Ifigenia en Tauride, Wolfgang Goethe

A estas tragedias sigue la Ifigenia en Tauride [Iphigenie auf Tauris] de Wolfgang Goethe (1749-1832). Cuando Goethe, que había llevado consigo esta obra ya ter­minada, en prosa, en su viaje a Italia (don­de la transcribió en verso), la leyó a sus amigos alemanes de Roma (1784), éstos que­daron desilusionados. Esperaban un segun­do Goetz de Berlichingen (v.), o sea un drama con toda la violencia, el ardor y la multiplicidad de acción shakespearianas, y se vieron, en cambio, transportados a la Hélade más clásicamente pura. ¿Puede pasarse de este modo de Shakespeare a Sófo­cles? ¿Es posible enlazarlos? Cuestión capi­tal para el teatro alemán después de Lessing, que había admirado a uno y a otro, invitando así a una doble imitación. Y, sin embargo, las diferencias son enormes: hay un abismo entre el teatro isabelino y el griego. Los amigos de Goethe, que vieron sólo este segundo aspecto de la cuestión, se equivocaron. Shakespeare y sus pasiones destructoras viven todavía en el drama; sólo que, para decirlo en términos freudianos, esta parte es «reprimida» y constituye el estrato inferior y subterráneo de la obra.

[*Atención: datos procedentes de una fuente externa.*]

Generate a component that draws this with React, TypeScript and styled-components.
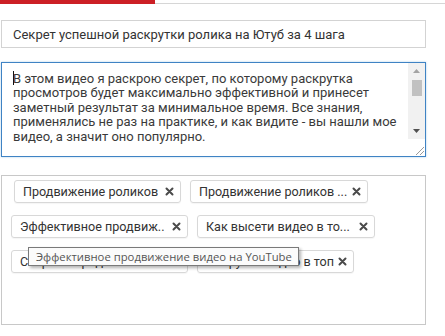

Orestes, que raya en la locura y sucumbe a ella en escena; Troos, rey de los bárbaros, que exige su víctima; Ifigenia, a punto de sacrificar a su hermano, son salvajes instin­tivos: una extrema violencia late en ellos y conocen la vida terrible, culpable y titá­nica. ¿No es precisamente éste el misterio de Grecia? ¿Haber conocido las cosas más terribles y más bárbaras, haberlas transfigu­rado en sus mitos y explicado en sus tra­gedias? Luego, en cada una de éstas, el ser humano se manifiesta a través de un pai­saje maravilloso para penetrar o crear lo sobrenatural artificial, el Olimpo. Es una ascensión en línea recta, la opacidad del mundo es superada; las tragedias griegas son una alta mirada retrospectiva a lo que se conquistó y que ahora se posee ya con seguridad y para siempre. Muy otra es la situación de Goethe; para él la dulzura olímpica sólo se logra por momentos, y a duras penas. Y, para alcanzarla, no bastan las fuerzas humanas: es necesaria la inter­cesión de una mujer superior, de una semi­diosa. He aquí la misión de Ifigenia: salvar a los otros, ser «el alma salvadora». Estando por su parte en continuo peligro de sucum­bir, se ve obligada a temer y crear con sus esfuerzos interiores la Grecia ahora ya le­jana: «Buscar Grecia con su alma»; ésta es su divisa, que recuerda el gesto tierno y suplicante de Mignon (v.) hacia Italia. Así la obra de Goethe no está, en realidad, crea­da para los países olímpicos, sino para el mundo alemán, que desde sus propias bru­mas ha mirado siempre a Grecia como a un espejismo. [Trad. española de Rafael Can­sinos Assens en Obras completas, tomo III (Madrid, 1951)].